_DATA EXCERPT_:

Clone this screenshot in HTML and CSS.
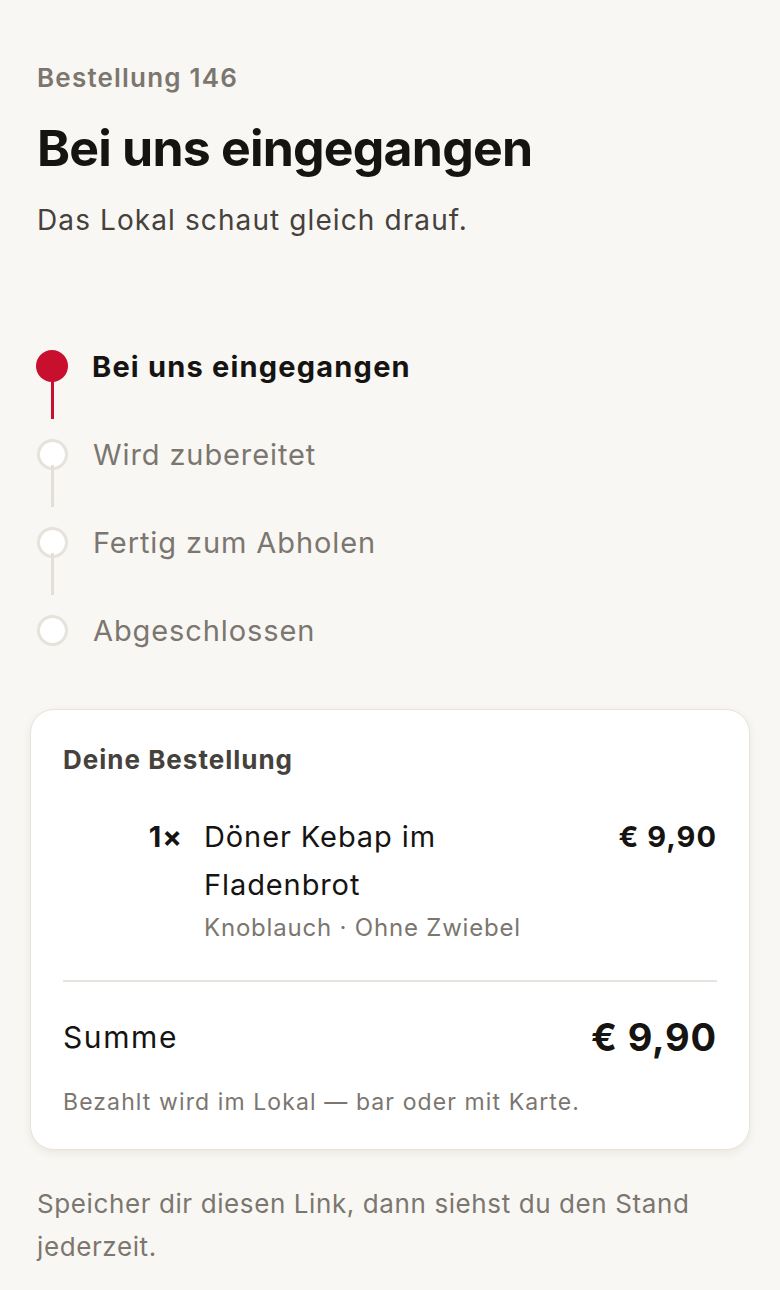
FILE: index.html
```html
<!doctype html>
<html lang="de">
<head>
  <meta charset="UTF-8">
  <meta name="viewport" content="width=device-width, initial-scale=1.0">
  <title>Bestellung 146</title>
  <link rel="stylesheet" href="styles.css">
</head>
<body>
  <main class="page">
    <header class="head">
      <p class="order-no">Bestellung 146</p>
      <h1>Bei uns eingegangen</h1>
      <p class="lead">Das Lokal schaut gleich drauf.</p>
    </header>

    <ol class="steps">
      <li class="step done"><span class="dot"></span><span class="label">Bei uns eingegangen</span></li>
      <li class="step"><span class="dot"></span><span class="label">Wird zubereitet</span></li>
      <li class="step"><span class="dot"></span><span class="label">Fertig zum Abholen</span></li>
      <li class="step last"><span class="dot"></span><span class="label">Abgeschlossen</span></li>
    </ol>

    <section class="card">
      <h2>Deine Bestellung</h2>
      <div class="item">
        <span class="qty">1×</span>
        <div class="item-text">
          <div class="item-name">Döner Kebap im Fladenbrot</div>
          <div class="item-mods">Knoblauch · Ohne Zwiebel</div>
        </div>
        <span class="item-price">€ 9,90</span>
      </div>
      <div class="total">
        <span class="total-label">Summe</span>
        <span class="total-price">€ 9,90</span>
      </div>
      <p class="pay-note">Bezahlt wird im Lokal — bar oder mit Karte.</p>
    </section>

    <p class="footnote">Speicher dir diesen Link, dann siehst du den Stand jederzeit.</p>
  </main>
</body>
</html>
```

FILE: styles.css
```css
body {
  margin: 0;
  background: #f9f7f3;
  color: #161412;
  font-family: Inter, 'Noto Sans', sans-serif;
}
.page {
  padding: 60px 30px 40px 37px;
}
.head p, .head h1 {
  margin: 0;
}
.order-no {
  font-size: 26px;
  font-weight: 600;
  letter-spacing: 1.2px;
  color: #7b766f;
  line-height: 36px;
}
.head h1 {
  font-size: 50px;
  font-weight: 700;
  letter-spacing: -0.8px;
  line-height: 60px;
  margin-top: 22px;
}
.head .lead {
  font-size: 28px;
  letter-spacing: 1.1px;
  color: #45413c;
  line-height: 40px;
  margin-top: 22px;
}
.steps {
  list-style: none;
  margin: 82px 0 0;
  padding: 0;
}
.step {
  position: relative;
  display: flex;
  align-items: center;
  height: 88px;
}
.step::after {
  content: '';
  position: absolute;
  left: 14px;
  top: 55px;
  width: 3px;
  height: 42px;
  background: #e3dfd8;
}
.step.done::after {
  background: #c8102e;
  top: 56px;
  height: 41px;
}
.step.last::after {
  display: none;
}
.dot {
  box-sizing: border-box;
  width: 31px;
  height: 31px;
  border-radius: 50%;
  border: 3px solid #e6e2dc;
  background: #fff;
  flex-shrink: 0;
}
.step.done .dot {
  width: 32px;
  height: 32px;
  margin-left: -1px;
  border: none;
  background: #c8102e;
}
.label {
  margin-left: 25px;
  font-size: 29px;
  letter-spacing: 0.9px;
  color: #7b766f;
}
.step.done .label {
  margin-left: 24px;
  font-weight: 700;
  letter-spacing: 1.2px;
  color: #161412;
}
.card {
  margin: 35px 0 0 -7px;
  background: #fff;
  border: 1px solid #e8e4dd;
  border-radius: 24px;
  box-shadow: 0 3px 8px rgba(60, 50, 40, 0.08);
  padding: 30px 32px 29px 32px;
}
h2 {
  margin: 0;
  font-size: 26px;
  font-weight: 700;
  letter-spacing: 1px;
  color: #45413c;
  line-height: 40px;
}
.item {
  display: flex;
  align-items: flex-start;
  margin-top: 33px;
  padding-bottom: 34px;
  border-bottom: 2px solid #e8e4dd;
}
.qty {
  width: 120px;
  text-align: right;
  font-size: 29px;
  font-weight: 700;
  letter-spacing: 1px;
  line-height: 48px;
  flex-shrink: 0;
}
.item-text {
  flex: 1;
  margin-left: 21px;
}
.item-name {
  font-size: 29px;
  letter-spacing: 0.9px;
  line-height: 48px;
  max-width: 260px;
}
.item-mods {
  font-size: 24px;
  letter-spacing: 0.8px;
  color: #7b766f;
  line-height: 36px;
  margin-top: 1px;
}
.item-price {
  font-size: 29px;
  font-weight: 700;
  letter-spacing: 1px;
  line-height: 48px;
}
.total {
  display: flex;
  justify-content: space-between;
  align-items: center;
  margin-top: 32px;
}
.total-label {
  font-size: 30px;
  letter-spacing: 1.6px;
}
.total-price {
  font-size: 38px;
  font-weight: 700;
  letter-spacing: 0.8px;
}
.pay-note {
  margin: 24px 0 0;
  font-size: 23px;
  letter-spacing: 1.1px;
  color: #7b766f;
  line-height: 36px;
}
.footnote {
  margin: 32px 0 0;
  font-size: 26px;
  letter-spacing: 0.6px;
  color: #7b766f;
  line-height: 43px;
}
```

_THE REQUEST_: Copy the whole listing above word for word but do not carry over the pictures.

_FINISHED ANSWER_:
Clone this screenshot in HTML and CSS.
FILE: index.html
```html
<!doctype html>
<html lang="de">
<head>
  <meta charset="UTF-8">
  <meta name="viewport" content="width=device-width, initial-scale=1.0">
  <title>Bestellung 146</title>
  <link rel="stylesheet" href="styles.css">
</head>
<body>
  <main class="page">
    <header class="head">
      <p class="order-no">Bestellung 146</p>
      <h1>Bei uns eingegangen</h1>
      <p class="lead">Das Lokal schaut gleich drauf.</p>
    </header>

    <ol class="steps">
      <li class="step done"><span class="dot"></span><span class="label">Bei uns eingegangen</span></li>
      <li class="step"><span class="dot"></span><span class="label">Wird zubereitet</span></li>
      <li class="step"><span class="dot"></span><span class="label">Fertig zum Abholen</span></li>
      <li class="step last"><span class="dot"></span><span class="label">Abgeschlossen</span></li>
    </ol>

    <section class="card">
      <h2>Deine Bestellung</h2>
      <div class="item">
        <span class="qty">1×</span>
        <div class="item-text">
          <div class="item-name">Döner Kebap im Fladenbrot</div>
          <div class="item-mods">Knoblauch · Ohne Zwiebel</div>
        </div>
        <span class="item-price">€ 9,90</span>
      </div>
      <div class="total">
        <span class="total-label">Summe</span>
        <span class="total-price">€ 9,90</span>
      </div>
      <p class="pay-note">Bezahlt wird im Lokal — bar oder mit Karte.</p>
    </section>

    <p class="footnote">Speicher dir diesen Link, dann siehst du den Stand jederzeit.</p>
  </main>
</body>
</html>
```

FILE: styles.css
```css
body {
  margin: 0;
  background: #f9f7f3;
  color: #161412;
  font-family: Inter, 'Noto Sans', sans-serif;
}
.page {
  padding: 60px 30px 40px 37px;
}
.head p, .head h1 {
  margin: 0;
}
.order-no {
  font-size: 26px;
  font-weight: 600;
  letter-spacing: 1.2px;
  color: #7b766f;
  line-height: 36px;
}
.head h1 {
  font-size: 50px;
  font-weight: 700;
  letter-spacing: -0.8px;
  line-height: 60px;
  margin-top: 22px;
}
.head .lead {
  font-size: 28px;
  letter-spacing: 1.1px;
  color: #45413c;
  line-height: 40px;
  margin-top: 22px;
}
.steps {
  list-style: none;
  margin: 82px 0 0;
  padding: 0;
}
.step {
  position: relative;
  display: flex;
  align-items: center;
  height: 88px;
}
.step::after {
  content: '';
  position: absolute;
  left: 14px;
  top: 55px;
  width: 3px;
  height: 42px;
  background: #e3dfd8;
}
.step.done::after {
  background: #c8102e;
  top: 56px;
  height: 41px;
}
.step.last::after {
  display: none;
}
.dot {
  box-sizing: border-box;
  width: 31px;
  height: 31px;
  border-radius: 50%;
  border: 3px solid #e6e2dc;
  background: #fff;
  flex-shrink: 0;
}
.step.done .dot {
  width: 32px;
  height: 32px;
  margin-left: -1px;
  border: none;
  background: #c8102e;
}
.label {
  margin-left: 25px;
  font-size: 29px;
  letter-spacing: 0.9px;
  color: #7b766f;
}
.step.done .label {
  margin-left: 24px;
  font-weight: 700;
  letter-spacing: 1.2px;
  color: #161412;
}
.card {
  margin: 35px 0 0 -7px;
  background: #fff;
  border: 1px solid #e8e4dd;
  border-radius: 24px;
  box-shadow: 0 3px 8px rgba(60, 50, 40, 0.08);
  padding: 30px 32px 29px 32px;
}
h2 {
  margin: 0;
  font-size: 26px;
  font-weight: 700;
  letter-spacing: 1px;
  color: #45413c;
  line-height: 40px;
}
.item {
  display: flex;
  align-items: flex-start;
  margin-top: 33px;
  padding-bottom: 34px;
  border-bottom: 2px solid #e8e4dd;
}
.qty {
  width: 120px;
  text-align: right;
  font-size: 29px;
  font-weight: 700;
  letter-spacing: 1px;
  line-height: 48px;
  flex-shrink: 0;
}
.item-text {
  flex: 1;
  margin-left: 21px;
}
.item-name {
  font-size: 29px;
  letter-spacing: 0.9px;
  line-height: 48px;
  max-width: 260px;
}
.item-mods {
  font-size: 24px;
  letter-spacing: 0.8px;
  color: #7b766f;
  line-height: 36px;
  margin-top: 1px;
}
.item-price {
  font-size: 29px;
  font-weight: 700;
  letter-spacing: 1px;
  line-height: 48px;
}
.total {
  display: flex;
  justify-content: space-between;
  align-items: center;
  margin-top: 32px;
}
.total-label {
  font-size: 30px;
  letter-spacing: 1.6px;
}
.total-price {
  font-size: 38px;
  font-weight: 700;
  letter-spacing: 0.8px;
}
.pay-note {
  margin: 24px 0 0;
  font-size: 23px;
  letter-spacing: 1.1px;
  color: #7b766f;
  line-height: 36px;
}
.footnote {
  margin: 32px 0 0;
  font-size: 26px;
  letter-spacing: 0.6px;
  color: #7b766f;
  line-height: 43px;
}
```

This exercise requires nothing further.